-- begin INFORMATION SUPPLIED --

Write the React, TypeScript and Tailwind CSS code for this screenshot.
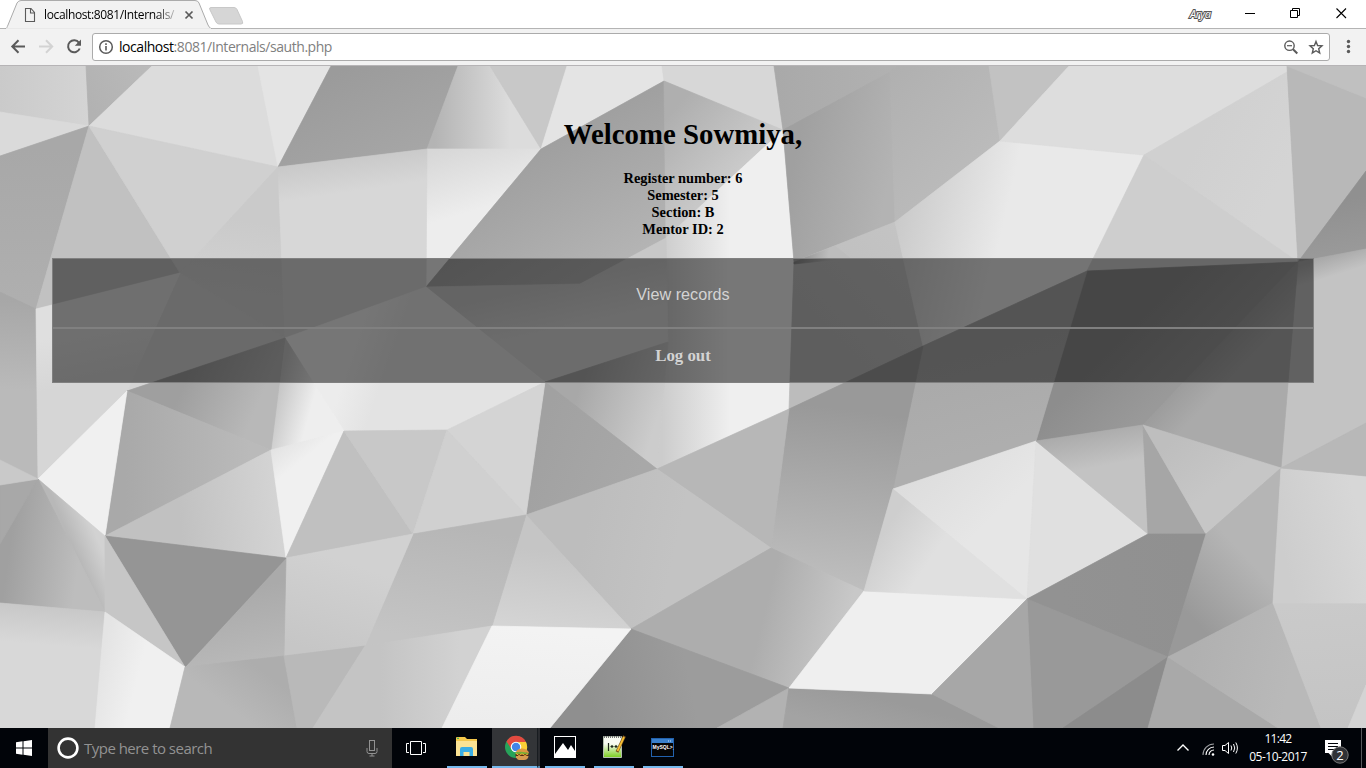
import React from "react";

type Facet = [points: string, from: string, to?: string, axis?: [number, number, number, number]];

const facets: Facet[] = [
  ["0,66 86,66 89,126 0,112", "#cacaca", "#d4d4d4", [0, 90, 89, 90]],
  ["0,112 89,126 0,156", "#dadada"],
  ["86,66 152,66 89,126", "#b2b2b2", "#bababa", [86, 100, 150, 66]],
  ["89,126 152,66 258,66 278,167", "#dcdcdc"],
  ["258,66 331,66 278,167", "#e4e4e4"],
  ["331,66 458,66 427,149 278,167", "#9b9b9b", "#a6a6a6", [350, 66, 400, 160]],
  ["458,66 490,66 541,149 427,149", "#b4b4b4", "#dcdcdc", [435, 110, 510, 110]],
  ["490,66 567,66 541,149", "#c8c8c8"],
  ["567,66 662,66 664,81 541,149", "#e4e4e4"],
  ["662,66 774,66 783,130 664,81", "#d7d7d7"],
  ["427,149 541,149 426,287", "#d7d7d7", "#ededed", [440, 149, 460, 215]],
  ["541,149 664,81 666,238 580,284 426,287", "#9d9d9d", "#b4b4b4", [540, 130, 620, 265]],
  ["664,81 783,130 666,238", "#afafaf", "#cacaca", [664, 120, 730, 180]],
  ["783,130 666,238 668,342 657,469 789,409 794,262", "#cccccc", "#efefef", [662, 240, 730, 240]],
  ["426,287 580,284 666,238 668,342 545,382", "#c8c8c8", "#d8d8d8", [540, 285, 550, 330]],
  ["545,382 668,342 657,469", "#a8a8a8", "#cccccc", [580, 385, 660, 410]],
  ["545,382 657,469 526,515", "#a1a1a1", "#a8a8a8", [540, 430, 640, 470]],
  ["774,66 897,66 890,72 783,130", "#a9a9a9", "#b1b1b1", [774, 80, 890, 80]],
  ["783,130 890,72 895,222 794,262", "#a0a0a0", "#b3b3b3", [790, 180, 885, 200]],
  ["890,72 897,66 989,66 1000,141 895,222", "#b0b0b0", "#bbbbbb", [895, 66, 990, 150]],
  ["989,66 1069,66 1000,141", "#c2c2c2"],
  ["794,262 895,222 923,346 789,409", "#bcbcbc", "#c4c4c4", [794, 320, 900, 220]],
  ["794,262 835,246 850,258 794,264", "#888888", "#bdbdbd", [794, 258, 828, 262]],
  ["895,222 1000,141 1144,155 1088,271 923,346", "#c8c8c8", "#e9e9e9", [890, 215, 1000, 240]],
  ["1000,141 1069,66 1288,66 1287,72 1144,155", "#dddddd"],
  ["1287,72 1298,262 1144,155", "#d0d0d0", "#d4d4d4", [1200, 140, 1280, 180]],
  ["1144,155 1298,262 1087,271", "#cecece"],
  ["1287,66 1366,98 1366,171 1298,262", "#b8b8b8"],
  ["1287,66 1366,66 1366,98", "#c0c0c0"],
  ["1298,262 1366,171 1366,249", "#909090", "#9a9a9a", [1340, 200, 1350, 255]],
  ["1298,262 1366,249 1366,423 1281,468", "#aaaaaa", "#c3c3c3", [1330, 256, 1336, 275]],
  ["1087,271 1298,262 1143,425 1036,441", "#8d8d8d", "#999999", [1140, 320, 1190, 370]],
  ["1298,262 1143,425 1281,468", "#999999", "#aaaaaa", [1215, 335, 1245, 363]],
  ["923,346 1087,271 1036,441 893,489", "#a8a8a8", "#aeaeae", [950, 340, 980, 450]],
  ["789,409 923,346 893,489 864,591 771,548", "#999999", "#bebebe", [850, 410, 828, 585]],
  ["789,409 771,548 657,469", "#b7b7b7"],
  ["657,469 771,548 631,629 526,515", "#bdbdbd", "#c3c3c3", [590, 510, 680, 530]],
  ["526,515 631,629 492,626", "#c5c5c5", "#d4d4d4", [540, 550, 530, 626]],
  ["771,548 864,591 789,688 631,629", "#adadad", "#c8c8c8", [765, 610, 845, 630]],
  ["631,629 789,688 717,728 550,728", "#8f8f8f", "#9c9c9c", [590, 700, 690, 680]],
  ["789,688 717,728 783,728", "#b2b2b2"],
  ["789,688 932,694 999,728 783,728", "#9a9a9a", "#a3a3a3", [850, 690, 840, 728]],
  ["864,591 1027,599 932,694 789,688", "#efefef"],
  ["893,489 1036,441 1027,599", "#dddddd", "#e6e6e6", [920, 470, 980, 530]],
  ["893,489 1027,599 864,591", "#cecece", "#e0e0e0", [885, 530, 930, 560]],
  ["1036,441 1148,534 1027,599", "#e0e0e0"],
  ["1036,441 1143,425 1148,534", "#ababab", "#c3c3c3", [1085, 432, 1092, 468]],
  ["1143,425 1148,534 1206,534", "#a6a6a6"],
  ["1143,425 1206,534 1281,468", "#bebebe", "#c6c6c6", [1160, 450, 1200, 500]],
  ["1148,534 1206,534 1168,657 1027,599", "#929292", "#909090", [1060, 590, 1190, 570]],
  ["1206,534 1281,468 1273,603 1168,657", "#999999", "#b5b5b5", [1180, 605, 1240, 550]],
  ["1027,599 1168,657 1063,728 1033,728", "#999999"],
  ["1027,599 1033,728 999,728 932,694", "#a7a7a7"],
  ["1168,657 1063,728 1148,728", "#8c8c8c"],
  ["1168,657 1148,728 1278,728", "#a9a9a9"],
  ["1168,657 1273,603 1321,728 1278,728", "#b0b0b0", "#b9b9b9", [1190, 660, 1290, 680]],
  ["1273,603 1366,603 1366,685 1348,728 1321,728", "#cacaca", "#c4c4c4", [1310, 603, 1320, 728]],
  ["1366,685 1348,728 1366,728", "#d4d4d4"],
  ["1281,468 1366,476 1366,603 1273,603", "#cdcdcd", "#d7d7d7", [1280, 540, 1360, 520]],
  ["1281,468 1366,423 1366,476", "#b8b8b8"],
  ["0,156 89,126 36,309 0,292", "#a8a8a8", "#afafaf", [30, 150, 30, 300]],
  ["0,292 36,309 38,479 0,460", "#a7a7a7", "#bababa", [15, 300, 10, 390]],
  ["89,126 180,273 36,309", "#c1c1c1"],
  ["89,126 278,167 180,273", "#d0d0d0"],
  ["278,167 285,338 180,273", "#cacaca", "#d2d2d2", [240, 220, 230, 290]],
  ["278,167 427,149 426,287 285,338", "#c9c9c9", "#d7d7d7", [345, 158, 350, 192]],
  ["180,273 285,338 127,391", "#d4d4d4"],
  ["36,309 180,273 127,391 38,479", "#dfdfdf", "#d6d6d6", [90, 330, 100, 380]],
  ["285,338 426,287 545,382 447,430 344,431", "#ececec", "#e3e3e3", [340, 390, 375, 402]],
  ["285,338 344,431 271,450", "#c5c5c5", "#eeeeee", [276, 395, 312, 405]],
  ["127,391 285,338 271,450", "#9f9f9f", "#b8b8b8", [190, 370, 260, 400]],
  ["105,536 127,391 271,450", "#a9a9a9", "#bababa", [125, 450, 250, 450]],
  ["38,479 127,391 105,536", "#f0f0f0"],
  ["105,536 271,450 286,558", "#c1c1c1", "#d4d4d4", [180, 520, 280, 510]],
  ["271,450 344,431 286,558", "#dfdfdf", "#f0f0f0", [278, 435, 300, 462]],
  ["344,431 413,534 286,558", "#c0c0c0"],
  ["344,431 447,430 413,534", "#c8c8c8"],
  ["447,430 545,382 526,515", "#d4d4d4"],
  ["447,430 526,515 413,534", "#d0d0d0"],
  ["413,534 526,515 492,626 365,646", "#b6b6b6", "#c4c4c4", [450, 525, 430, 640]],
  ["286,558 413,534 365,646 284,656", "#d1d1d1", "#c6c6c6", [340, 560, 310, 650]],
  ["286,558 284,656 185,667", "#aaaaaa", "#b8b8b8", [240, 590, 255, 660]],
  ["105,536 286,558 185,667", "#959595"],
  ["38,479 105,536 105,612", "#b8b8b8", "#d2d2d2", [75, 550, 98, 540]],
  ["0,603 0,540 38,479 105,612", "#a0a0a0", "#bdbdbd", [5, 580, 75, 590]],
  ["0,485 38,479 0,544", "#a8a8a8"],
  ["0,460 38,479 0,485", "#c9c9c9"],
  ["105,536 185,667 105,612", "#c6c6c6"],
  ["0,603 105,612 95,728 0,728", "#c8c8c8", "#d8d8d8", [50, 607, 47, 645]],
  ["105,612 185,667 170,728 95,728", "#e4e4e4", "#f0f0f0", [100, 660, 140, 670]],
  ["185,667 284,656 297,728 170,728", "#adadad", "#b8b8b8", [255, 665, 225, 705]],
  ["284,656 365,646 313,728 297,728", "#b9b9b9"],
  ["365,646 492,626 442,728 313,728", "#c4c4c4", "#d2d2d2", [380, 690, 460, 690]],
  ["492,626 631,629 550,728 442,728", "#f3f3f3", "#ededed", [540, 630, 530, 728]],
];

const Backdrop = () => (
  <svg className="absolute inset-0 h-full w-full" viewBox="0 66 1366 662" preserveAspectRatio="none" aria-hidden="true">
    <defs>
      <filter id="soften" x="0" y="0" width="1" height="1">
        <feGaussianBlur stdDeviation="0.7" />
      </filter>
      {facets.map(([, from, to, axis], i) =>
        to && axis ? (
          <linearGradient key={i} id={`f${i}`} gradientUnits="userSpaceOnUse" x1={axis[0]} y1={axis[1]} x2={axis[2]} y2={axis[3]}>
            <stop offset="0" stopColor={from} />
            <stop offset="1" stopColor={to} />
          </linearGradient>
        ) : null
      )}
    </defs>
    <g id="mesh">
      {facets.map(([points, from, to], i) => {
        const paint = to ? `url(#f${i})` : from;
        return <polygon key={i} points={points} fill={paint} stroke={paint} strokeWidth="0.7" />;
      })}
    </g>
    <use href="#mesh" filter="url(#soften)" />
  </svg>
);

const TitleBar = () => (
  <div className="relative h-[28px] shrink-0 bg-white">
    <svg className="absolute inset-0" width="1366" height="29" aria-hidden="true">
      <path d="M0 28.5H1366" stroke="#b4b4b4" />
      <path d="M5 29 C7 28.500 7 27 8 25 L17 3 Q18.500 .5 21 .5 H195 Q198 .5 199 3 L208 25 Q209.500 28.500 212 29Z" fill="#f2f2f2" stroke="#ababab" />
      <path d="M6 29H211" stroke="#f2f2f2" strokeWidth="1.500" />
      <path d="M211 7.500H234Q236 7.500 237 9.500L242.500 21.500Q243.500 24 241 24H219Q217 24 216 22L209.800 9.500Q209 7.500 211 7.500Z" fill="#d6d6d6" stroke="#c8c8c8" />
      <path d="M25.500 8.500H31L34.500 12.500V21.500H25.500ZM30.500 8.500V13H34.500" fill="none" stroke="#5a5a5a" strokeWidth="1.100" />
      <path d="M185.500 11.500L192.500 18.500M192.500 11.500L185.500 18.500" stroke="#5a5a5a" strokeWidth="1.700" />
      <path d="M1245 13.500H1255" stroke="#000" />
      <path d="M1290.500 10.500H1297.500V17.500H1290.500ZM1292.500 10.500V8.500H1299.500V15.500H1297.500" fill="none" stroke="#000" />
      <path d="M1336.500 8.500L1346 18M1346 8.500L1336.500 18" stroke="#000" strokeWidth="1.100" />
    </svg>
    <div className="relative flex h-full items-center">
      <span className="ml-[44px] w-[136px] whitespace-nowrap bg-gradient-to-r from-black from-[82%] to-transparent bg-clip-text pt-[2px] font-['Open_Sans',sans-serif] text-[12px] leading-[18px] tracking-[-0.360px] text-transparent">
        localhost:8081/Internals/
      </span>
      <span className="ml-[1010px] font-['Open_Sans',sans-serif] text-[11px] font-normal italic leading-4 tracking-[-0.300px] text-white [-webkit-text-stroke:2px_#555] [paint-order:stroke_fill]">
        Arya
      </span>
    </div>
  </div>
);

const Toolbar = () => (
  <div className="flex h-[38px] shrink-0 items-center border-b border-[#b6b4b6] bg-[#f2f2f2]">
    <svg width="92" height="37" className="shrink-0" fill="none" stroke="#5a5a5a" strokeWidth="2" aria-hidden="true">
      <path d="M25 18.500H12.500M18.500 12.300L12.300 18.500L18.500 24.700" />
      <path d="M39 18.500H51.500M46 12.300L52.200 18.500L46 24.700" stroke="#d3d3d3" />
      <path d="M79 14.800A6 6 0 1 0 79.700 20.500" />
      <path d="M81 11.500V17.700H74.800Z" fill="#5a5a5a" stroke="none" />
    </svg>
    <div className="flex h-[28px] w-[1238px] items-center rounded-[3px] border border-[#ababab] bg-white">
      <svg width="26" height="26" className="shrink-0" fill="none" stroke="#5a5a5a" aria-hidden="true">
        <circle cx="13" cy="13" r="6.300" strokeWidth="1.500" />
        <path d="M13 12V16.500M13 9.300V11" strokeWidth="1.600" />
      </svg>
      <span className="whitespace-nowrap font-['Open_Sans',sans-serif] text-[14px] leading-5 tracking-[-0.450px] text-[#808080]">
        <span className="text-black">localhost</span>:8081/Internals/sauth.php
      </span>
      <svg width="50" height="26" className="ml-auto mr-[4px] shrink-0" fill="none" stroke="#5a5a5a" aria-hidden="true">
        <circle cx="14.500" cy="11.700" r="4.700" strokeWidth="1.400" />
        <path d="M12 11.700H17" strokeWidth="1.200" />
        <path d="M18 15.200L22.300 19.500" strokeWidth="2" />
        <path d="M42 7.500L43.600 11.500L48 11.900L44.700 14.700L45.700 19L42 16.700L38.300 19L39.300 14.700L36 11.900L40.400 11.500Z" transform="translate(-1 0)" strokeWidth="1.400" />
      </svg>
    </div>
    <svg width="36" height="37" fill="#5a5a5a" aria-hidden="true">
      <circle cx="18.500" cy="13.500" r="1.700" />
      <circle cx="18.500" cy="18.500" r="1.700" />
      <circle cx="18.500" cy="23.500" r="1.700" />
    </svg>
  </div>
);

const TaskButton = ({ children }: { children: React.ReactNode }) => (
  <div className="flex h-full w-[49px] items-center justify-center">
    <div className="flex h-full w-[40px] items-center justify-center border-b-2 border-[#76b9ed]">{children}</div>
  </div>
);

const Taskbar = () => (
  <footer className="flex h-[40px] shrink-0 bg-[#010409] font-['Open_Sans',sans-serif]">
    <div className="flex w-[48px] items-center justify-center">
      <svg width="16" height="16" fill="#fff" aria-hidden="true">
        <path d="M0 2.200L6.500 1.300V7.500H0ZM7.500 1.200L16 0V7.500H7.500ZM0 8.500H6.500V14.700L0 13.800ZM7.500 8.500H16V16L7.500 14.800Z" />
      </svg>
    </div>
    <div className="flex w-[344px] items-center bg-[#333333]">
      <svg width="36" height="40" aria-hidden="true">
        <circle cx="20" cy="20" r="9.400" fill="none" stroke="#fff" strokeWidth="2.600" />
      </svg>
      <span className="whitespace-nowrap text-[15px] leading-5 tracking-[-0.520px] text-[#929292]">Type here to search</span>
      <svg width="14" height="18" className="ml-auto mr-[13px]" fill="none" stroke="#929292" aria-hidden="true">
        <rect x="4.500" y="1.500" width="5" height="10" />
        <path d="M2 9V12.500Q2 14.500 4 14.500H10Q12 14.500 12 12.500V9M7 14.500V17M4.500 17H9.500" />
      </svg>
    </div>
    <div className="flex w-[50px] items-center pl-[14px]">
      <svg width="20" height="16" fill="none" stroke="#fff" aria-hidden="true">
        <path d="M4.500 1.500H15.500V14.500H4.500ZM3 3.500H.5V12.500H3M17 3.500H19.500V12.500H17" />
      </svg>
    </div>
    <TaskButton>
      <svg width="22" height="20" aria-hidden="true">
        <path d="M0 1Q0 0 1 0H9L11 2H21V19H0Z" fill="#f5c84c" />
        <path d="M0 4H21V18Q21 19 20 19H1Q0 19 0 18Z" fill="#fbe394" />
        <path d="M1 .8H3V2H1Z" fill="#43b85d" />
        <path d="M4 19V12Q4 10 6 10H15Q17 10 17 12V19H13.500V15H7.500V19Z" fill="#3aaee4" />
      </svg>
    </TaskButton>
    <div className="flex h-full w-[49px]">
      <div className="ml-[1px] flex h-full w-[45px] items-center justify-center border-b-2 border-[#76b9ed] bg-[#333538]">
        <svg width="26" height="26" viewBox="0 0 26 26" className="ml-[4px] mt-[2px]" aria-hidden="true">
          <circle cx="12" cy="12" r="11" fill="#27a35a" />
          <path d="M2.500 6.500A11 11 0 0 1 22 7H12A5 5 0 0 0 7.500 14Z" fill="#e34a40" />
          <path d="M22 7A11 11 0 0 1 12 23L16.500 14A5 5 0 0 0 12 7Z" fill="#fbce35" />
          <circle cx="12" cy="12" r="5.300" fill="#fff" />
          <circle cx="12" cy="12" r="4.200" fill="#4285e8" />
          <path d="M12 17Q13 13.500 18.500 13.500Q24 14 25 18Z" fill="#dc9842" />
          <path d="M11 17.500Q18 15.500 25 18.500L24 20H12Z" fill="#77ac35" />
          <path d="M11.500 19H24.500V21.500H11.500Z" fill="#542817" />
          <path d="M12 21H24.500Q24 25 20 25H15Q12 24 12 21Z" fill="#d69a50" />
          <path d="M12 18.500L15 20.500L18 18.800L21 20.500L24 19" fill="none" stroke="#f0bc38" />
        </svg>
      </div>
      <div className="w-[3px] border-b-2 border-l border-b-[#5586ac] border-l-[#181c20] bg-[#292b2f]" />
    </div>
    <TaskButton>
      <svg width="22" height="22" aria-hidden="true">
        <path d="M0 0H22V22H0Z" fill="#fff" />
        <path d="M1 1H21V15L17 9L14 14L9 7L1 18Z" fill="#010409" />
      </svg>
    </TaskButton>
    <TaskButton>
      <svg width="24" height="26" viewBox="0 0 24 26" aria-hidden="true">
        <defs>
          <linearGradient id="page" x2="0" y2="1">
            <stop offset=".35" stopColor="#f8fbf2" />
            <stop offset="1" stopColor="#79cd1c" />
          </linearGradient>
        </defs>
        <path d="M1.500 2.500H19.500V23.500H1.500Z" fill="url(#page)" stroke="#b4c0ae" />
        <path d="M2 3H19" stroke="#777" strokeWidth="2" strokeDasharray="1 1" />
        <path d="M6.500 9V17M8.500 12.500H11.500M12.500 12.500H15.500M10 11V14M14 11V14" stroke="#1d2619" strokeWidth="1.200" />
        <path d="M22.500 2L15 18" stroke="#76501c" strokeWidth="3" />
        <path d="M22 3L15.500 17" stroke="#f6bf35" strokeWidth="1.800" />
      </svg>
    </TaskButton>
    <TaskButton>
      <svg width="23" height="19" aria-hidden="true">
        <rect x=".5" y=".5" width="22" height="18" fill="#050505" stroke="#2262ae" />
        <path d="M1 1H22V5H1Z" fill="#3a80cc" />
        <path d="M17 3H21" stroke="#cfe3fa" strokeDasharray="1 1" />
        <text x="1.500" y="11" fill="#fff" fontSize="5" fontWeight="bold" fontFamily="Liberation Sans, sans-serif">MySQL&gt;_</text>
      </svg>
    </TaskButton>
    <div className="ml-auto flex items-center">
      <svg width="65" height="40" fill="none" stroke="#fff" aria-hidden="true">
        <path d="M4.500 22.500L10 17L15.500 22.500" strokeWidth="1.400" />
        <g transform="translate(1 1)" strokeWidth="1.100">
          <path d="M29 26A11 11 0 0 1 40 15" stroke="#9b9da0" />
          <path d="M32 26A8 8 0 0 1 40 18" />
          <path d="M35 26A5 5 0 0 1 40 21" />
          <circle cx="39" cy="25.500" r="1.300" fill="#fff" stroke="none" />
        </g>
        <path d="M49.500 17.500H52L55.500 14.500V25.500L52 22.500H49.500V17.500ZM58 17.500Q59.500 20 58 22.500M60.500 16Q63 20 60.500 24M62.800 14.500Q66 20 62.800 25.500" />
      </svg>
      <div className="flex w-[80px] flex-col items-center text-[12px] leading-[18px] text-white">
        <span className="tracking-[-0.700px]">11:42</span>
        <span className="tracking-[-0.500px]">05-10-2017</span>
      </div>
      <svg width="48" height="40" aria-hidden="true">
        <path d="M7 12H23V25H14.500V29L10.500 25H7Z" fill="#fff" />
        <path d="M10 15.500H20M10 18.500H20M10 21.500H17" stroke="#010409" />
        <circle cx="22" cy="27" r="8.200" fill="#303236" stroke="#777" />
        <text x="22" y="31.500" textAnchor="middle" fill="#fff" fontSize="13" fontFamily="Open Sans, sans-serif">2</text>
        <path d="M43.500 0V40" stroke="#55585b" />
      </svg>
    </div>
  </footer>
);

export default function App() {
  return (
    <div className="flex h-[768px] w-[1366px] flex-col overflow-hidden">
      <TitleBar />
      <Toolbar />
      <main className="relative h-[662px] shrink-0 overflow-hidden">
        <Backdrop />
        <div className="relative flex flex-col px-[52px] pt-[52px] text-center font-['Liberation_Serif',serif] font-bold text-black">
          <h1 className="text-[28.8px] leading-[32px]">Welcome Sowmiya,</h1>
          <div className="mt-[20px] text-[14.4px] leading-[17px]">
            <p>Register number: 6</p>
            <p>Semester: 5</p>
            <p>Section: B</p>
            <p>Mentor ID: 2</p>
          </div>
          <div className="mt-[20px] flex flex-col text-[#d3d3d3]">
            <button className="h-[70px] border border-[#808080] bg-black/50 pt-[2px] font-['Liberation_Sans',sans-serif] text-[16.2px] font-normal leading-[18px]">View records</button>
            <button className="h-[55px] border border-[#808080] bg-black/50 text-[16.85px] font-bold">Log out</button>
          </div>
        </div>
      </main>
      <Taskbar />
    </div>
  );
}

-- end INFORMATION SUPPLIED --

THE EXERCISE: Starting at the first line of the material, output exactly the lines up to and including the one with "number, number, number]];". Do not include the pictures.

PROBLEM SOLUTION:
Write the React, TypeScript and Tailwind CSS code for this screenshot.
import React from "react";

type Facet = [points: string, from: string, to?: string, axis?: [number, number, number, number]];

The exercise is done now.